The whole thing was, as I said, a huge pain in the ass, and needlessly so. There is no reason, with modern technology and so forth, that all of the Key Bank branches shouldn’t function as one bank. For that matter, I shouldn’t even have had to see a saleswoman – she didn’t do anything but type for me and tell me what I couldn’t do. So far as I’m concerned, opening a bank account should be no harder than ordering a cheeseburger. The banking industry has come a long way towards making their business as easy as all things should be, with the ATM and direct deposit. Today, I can handle 95% of all my banking without catching sight of a human being, or even a bank. This is the way it should be, but it seems that there’s some ways yet to go.
Anyhow, all of this banking, combined with one last “free” lunch at my parents’ house, meant that I didn’t get out of Schenectady until nearly one o’clock. The office at school where I went to get my key and whatnot closes at six o’clock, so making the trip to Cleveland all in that day was basically impossible – Brian Greppo can probably manage 500 miles (or 476.8, more precisely) in four hours, but it took me eight. I was faced with the choice of spending a night in one of the two least pleasant places in the world: Schenectady or Buffalo. The car was packed, so I chose Buffalo.
Being that Buffalo sucks, I can honestly say that getting there was half the fun.
Five-hour car rides are boring as hell. Particularly boring is the long stretch between Syracuse and Rochester, where exits are few and far between, and you’re denied even the stimulation of having to get into the left-hand lane. I’m sure that you’d concur, Mr. Rock. It was at a rest stop there in the dullest part of my home state that I encountered a phenomenon which left me speechless – the Aiken Moms.
The Aiken Moms, as their name suggests, are a group of middle-aged woman Clay Aiken groupies. Clay Aiken, as his name suggests, is a twerp. These people had t-shirts with his picture on them and everything. It was mind boggling to think that such people exist, and there they were, right before my eyes. Fortunately, they numbered but a mini-van load, though we can take small comfort in this: the Nazi party, too, had eight people in it at one point, and the Aiken Moms represent at least as great a threat to Christian Civilization. I shudder to think of their children, raised by Teletubbies while their mothers are off chasing the American Idol, growing up to become the next generation of personal injury lawyers.

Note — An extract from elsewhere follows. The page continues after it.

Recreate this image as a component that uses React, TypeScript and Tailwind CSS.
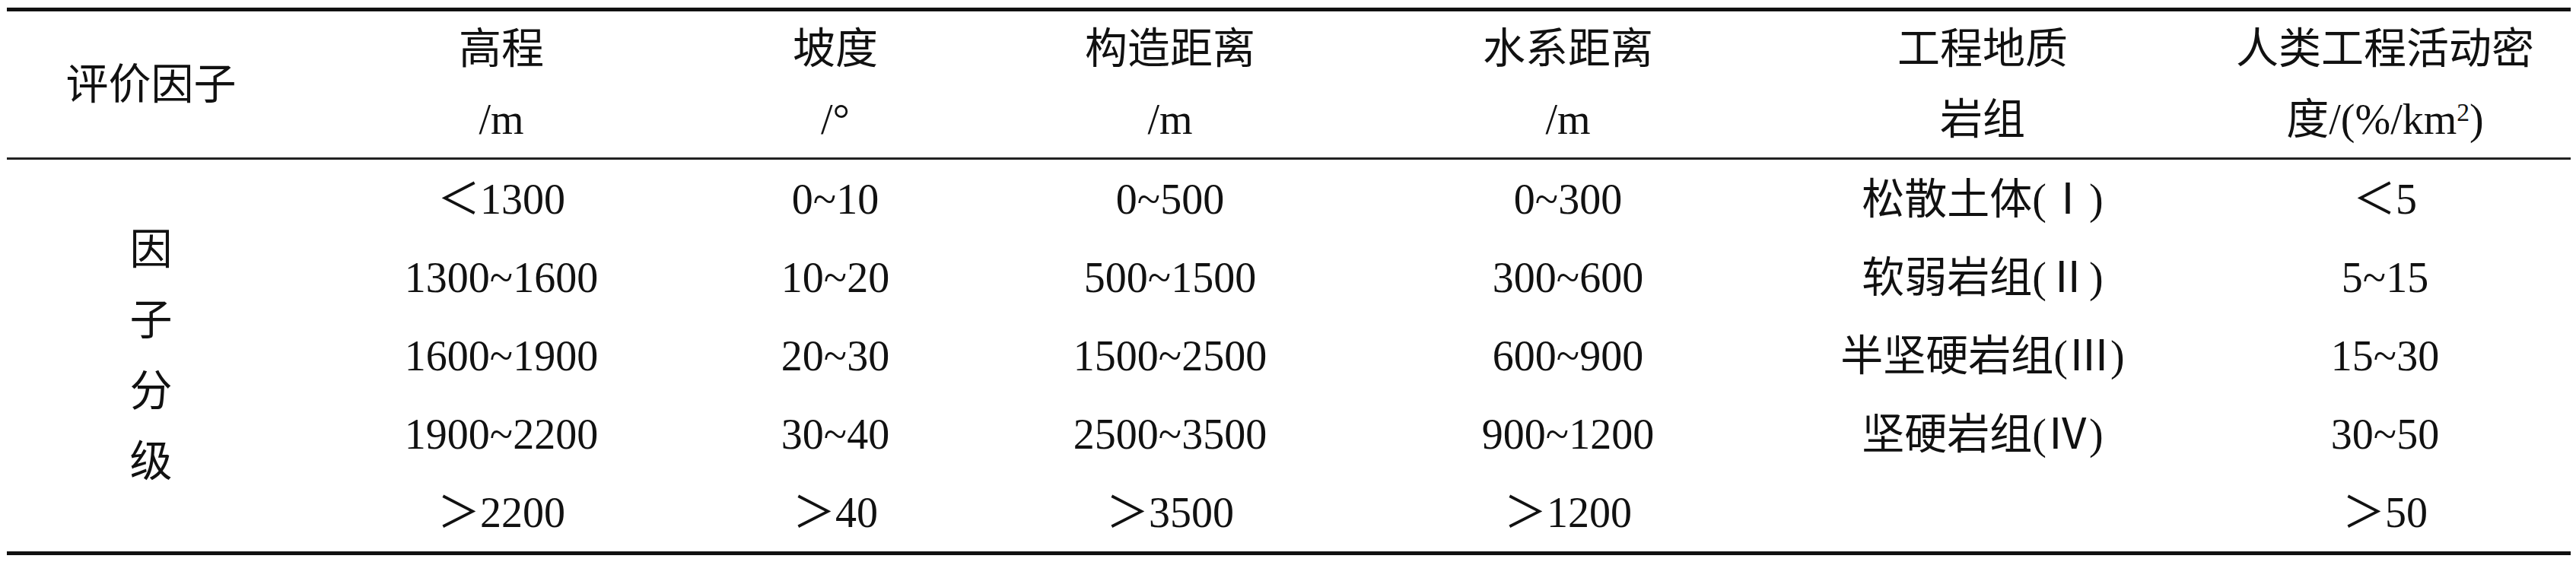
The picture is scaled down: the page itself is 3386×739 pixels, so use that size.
const COLS = "grid grid-cols-[379px_542px_336px_544px_502px_588px_479px]";

const HEAD: [string, React.ReactNode][] = [
  ["高程", "/m"],
  ["坡度", "/°"],
  ["构造距离", "/m"],
  ["水系距离", "/m"],
  ["工程地质", "岩组"],
  [
    "人类工程活动密",
    <>
      度/(%/km<sup className="text-[0.6em] leading-none">2</sup>)
    </>,
  ],
];

const ROWS = [
  ["＜1300", "0~10", "0~500", "0~300", "松散土体(Ⅰ)", "＜5"],
  ["1300~1600", "10~20", "500~1500", "300~600", "软弱岩组(Ⅱ)", "5~15"],
  ["1600~1900", "20~30", "1500~2500", "600~900", "半坚硬岩组(Ⅲ)", "15~30"],
  ["1900~2200", "30~40", "2500~3500", "900~1200", "坚硬岩组(Ⅳ)", "30~50"],
  ["＞2200", "＞40", "＞3500", "＞1200", "", "＞50"],
];

export default function App() {
  return (
    <div
      className="w-[3386px] h-[739px] bg-white pt-[10px] pl-[9px] text-[56px] text-[#111]"
      style={{ fontFamily: '"Liberation Serif", "Noto Sans CJK SC", serif' }}
    >
      <div className="w-[3370px] border-t-[5px] border-b-[5px] border-[#111]">
        {/* header */}
        <div className={`${COLS} h-[195px] border-b-[3px] border-[#222]`}>
          <div className="flex items-center justify-center">评价因子</div>
          {HEAD.map(([a, b], i) => (
            <div
              key={i}
              className={`flex flex-col items-center pt-[3px] whitespace-nowrap ${i === 5 ? "pr-[9px]" : ""}`}
            >
              <div className="h-[93px] leading-[93px]">{a}</div>
              <div className="h-[93px] leading-[93px]">{b}</div>
            </div>
          ))}
        </div>

        {/* body */}
        <div className={`${COLS} grid-rows-[repeat(5,103px)]`}>
          <div className="row-span-5 flex flex-col items-center justify-center">
            {["因", "子", "分", "级"].map((c) => (
              <div key={c} className="h-[93px] leading-[93px]">
                {c}
              </div>
            ))}
          </div>
          {ROWS.map((row, r) =>
            row.map((cell, c) => (
              <div
                key={`${r}-${c}`}
                className={`flex items-center justify-center whitespace-nowrap leading-none ${c === 5 ? "pr-[9px]" : ""}`}
              >
                {cell}
              </div>
            ))
          )}
        </div>
      </div>
    </div>
  );
}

In spite of the sometimes tempting urge to fall asleep at the wheel just for excitement, I made it to Buffalo. More precisely, I made it to Hamburg, NY, a suburb of Buffalo that sports a handsome water-tower that’s visible from the Thruway (here’s a hint: the water-tower is the main attraction). I stayed at a Red Roof Inn, which, I was delighted to discover, had an alarm clock in every room.

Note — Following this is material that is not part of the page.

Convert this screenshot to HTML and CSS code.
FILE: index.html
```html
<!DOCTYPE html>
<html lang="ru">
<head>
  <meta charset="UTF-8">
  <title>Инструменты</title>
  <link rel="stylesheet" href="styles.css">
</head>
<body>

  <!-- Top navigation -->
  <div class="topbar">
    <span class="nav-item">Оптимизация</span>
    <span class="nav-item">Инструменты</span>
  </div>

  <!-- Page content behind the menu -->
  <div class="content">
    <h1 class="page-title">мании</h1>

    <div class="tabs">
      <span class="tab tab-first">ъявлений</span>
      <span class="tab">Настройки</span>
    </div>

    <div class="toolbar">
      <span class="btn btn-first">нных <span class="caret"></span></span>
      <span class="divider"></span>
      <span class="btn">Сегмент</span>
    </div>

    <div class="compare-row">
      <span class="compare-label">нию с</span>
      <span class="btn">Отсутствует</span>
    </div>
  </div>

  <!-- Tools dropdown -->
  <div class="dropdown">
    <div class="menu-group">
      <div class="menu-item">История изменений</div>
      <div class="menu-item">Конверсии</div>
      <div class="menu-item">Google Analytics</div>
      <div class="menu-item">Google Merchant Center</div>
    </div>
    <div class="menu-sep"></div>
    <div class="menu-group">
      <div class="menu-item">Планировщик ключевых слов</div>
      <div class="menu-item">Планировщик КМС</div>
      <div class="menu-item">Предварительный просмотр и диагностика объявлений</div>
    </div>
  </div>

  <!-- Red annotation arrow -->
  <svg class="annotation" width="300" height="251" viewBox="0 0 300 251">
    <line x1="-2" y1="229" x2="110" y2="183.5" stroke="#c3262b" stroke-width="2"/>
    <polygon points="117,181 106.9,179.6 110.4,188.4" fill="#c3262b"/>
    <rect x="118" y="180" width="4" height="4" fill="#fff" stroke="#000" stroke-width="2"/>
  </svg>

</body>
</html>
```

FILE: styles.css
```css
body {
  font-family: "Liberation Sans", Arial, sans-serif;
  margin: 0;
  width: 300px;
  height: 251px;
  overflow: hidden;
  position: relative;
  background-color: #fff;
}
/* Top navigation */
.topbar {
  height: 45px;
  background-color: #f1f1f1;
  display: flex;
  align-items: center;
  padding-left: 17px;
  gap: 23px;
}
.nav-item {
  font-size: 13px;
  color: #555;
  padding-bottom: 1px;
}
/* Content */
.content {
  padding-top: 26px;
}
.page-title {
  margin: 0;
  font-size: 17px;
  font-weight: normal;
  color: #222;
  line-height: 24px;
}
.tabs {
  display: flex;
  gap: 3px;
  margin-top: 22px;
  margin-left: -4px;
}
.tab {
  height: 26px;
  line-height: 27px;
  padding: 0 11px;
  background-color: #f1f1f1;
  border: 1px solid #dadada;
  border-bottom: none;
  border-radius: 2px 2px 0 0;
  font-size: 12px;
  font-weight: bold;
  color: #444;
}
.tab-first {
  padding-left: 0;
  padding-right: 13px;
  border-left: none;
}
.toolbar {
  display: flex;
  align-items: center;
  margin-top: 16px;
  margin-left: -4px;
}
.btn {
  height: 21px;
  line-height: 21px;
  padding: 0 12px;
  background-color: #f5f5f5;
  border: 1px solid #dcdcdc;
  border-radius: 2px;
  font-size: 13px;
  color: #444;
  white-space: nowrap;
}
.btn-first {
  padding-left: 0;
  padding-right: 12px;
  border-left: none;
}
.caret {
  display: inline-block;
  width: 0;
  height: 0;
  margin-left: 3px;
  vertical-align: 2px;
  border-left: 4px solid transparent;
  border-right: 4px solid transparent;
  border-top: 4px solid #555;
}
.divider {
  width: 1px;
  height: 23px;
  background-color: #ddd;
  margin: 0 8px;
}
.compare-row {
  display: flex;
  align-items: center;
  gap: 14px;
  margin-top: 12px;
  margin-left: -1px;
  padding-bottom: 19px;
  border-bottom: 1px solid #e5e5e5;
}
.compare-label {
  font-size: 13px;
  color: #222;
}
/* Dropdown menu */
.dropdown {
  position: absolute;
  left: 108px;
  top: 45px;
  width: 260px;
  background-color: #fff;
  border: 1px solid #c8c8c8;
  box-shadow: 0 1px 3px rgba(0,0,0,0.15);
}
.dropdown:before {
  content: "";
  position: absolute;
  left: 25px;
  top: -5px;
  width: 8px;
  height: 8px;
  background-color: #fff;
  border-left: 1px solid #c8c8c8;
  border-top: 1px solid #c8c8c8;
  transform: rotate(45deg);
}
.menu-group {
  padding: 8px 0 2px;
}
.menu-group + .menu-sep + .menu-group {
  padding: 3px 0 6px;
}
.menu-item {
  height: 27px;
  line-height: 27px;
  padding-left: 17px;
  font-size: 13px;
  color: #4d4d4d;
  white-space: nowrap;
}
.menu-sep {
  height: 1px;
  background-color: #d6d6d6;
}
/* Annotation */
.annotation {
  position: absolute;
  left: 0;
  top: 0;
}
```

Some might not think an alarm clock too much to ask of a hotel room, but I once stayed at an Econo-Lodge in Elyria, OH, which didn’t even have that. I was understandably appalled, particularly since getting up in time to make the check out time without an alarm clock is sort of a crapshoot. Now that I think about it, though, I paid almost twice as much for the Red Roof Inn as for the Econo-Lodge, and $40.00 is a bit much for an alarm clock. Somewhere in there, I got screwed.
So, in the morning, after a huge breakfast at Bob Evans, the world’s greatest restaurant (so say I), I proceeded to Cleveland, where I am now.
This year, unlike certain lazy geniuses that I could name, I have my very own room. It is the size of a prison cell, with furnishings to match, but the building that it’s in is scheduled to be dynamited in June, so I can more or less fuck up the room however much I want, and no one will get on my case. One of the other guys in my suite busted a hole in his wall to put a cable line through.
The downside to this is that the building will only be dynamited in June if it does not fall down of its own accord in the meantime. From my window, for instance, I can spot at least a dozen places where a chunk of concrete the size of my head or larger has come off of the exterior wall and crashed to earth, leaving a tangle of rebar behind. Another guy was pounding nails into the wall to hang a picture, and a bunch of wall came out with the nail when he tried to put weight on it. We have all agreed not to stand on one side of the building at the same time.
That just about concludes this rather long rant. I’ll be auctioning off the next chunk of concrete to fall, so I’ll keep you posted.